Session: 18: Student poster competition

Paper Number: 117624

117624 - Wideband Nondestructive Characterization With Noncontact Guided Ultrasonic Waves 

There is a growing demand for new engineered materials and structures that meet today’s challenging operation needs such as composite materials for commercial aviation fleets or the new fuel rod cladding materials that can tolerate extreme accidental conditions. Coming with such a need is the equally important demand for the nondestructive evaluation (NDE) of the new materials for quality control. Manufacturing of engineered material structures is a multivariable task often involving several procedures where deviations from the design and even defects may occur, resulting in the need for assessment and quality control. Material properties such as Young’s modulus and structural thickness are key parameters for quality assurance and are often assessed by destructive tests on a very limited number of samples. On the other side, manufacturing defects such as void and delamination may appear in coated structures and laminated composites. If not detected these defects can cause significant degradation of the material strength and thus weaken the structural performance. Rapidly evaluating material parameters or detecting any anomalies that may occur from manufacturing is hence essential to the structural components to avoid ultimate failure.

Guided ultrasonic waves (GUW) nondestructive evaluation (NDE) represents a promising approach to assessing the structural integrity of components. The GUW method relies on elastic waves to achieve broad coverage across a range of material types and various failure modes. It usually includes two ultrasonic heads for transmitting and receiving ultrasonic signals. Laser technologies have been reported in the use of laser-based techniques to actuate ultrasonic waves to overcome the limitations of standard ultrasonic testing (UT). Using a nanosecond short pulse laser (PL) a correspondingly short ultrasonic signal will be produced and it can be used to measure the thickness of the structure as well as characterize its material properties such as Young’s modulus. The principal underneath is that the GUW characteristic parameters are significantly modified when thickness or Young’s modulus changes.

In this presentation, we will show the generation of ultra-wideband Lamb and Rayleigh surface waves on metallic or composite surfaces. A novel high-fidelity nondestructive fully remote ultrasonic inspection methodology using non-contact laser technology is developed for such a purpose. It uses a pulsed laser to excite high-frequency, wide-band ultrasonic waves through thermos-elastic transduction and a scanning laser Doppler vibrometer to measure the resulting waves in the time-space domain. By analyzing measurements, structural properties or integrity can be assessed. Work on effective actuation and sensing of such wideband, very high-frequency waves is also presented. Multidimensional Fourier transform is applied to the acquired wave propagation data to generate quantitative evaluations of structural conditions. Finally, inspection capabilities with the laser-based GUW NDE are demonstrated in samples made of various materials and of different thicknesses. The results shown in this work demonstrate a unique characterization and inspection methodology that provides an evaluation of engineered structural components.

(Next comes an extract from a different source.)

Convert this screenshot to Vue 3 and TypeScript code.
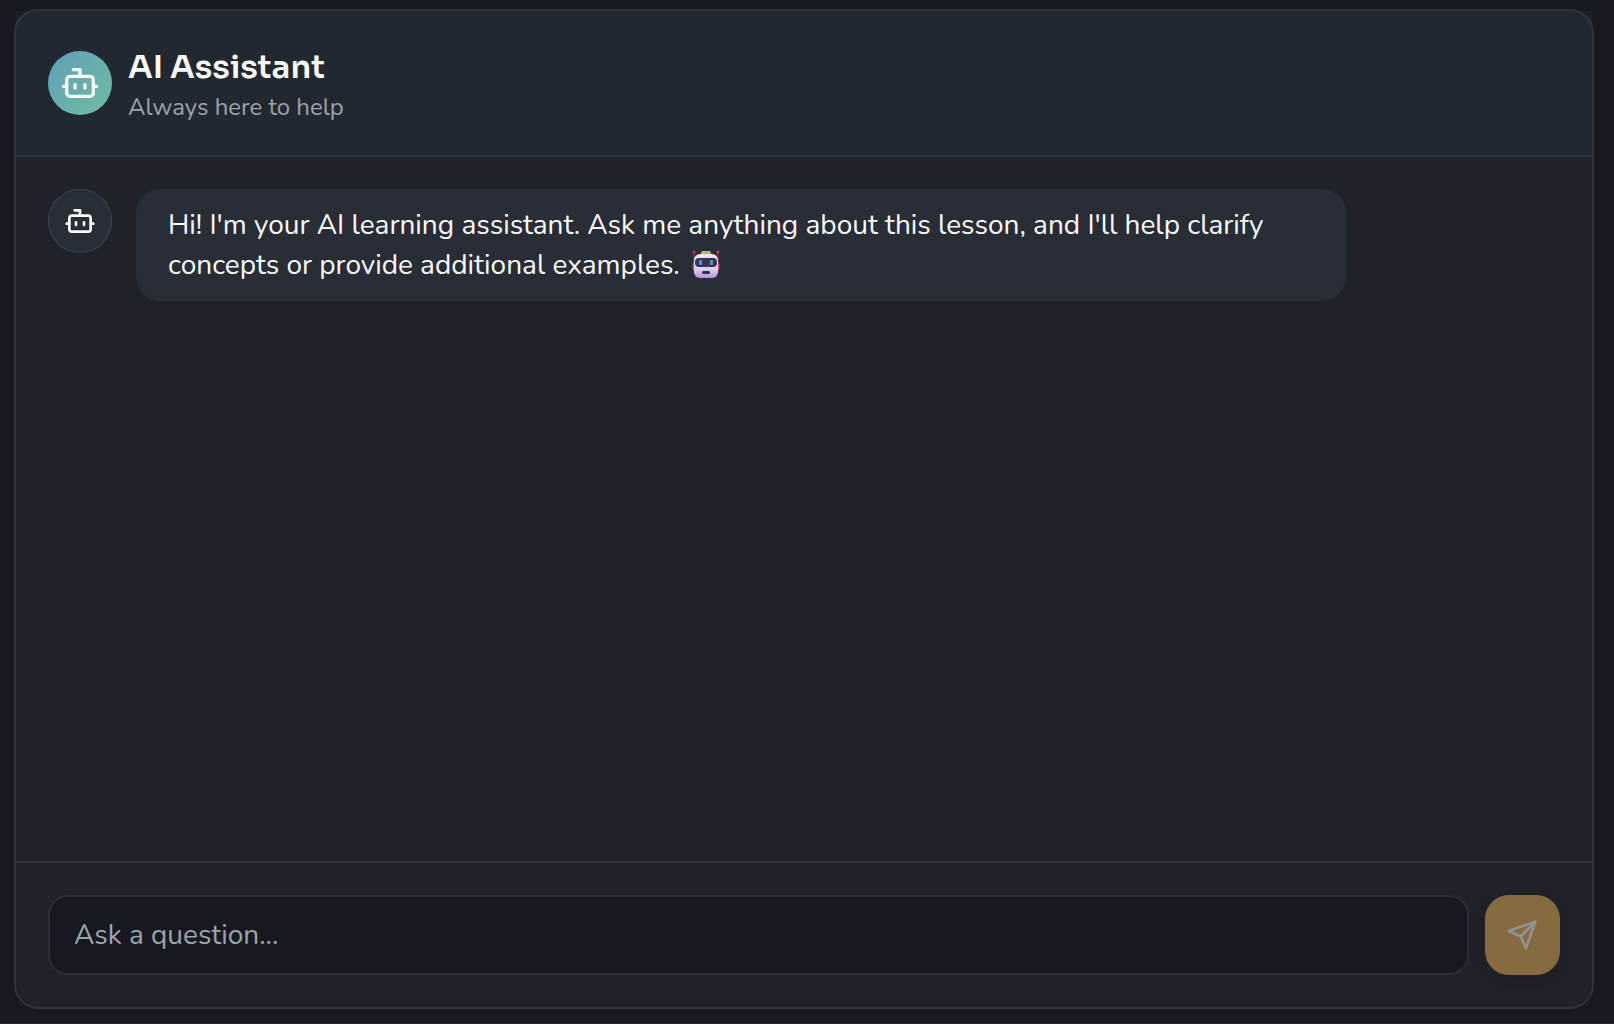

Presenting Author: Andrew Campbell University of South Carolina - College of Engineering and Computing

Presenting Author Biography: I received my bachelor's and Master's in Mechanical Engineering from the University of South Carolina, I am currently working on a Ph.D. under the guidance of Dr. Lingyu Yu as a part of the Visualized Structural Health Monitoring Laboratory where I am working on the development of a fully noncontact Nondestructive Evaluation (NDE) method using Guided Ultrasonic Waves (GUW). This method aims to have applications in isotropic metallic structures, composites, and complex structures.